In 1534 Thomas More believed that he was bound be a higher law (God's law) to a greater extent than the man-made law and was executed.  More refused to accept that Henry VIII and Parliament could usurp papal authority by declaring the king the head of the Church.


Natural law theory holds that, man-made law is a lower form of law

Before the Christian philosophers, the classical Greek philosophers considered man-made law to be inferior to the laws of nature.


Although the laws of nature decreed that people should live in communities, the rules people created to regulate those communities were man-made and subservient to the laws of nature.

Cicero said,

"True law is right reason in agreement with nature; it is of universal application, unchanging and everlasting; it summons to duty by its commands, and averts from wrongdoing by its prohibitions. ... We cannot be freed from its obligations by Senate or People, and we need not look outside ourselves for an expounder or interpreter of it. And there will not be different laws at Rome and at Athens, or different laws now and in the future, but one eternal and unchangeable law will be valid for all nations and for all times..."

"De Republica"

Quoted in "A Short History of Western Legal Theory" by Kelly (1992))



Positivism emphasizes the separation of law and morality. According to legal positivists, law is man-made, or “posited,” by the legislature. Where natural law theorists may say that if a law is not moral there is no obligation to obey it, by appealing to moral or religious principles, but positivists hold that until a duly enacted law is changed, it remains law, and should be obeyed.


Legal positivism regards law as a system of clearly defined rules, the law is defined by the social rules or practices that identify certain norms as laws. Jeremy Bentham (English philosopher and jurist born 1748) proposed the Utilitarian principle which means that the law should create “the greatest happiness of the greatest number”.  Bentham had little time for natural law  The version of legal positivism of his pupil, Austin was based on the notion that the law is the command of the sovereign backed by the threat of punishment.


Hans Kelsen (Austrian lawyer and philosopher born 1881) Kelsen's version of Legal Positivism was that there is no necessary connection between law and morals, and that law did not require moral validation to be legitimate.


Legal Realism

Legal realism is the view that that we should understand the law as it is practised in the courts, law offices, and police stations, rather than as it is set forth in statutes or learned treatises.
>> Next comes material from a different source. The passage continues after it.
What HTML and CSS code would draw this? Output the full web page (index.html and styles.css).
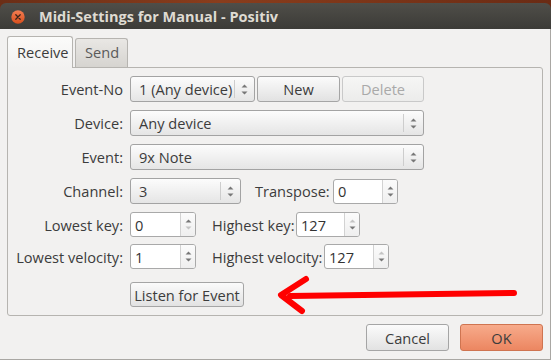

For legal realists such as Oliver Wendell Holmes who wrote "The Common Law" in 1923, if the law were merely a system of rules, we would not need lawyers conducting adversarial  proceedings, because judges could just apply the rules. In fact, judges have discretion with which they can decide a case in a number of ways, and factors such as the judge’s temperament, or social class, or political ideology, may determine the outcome.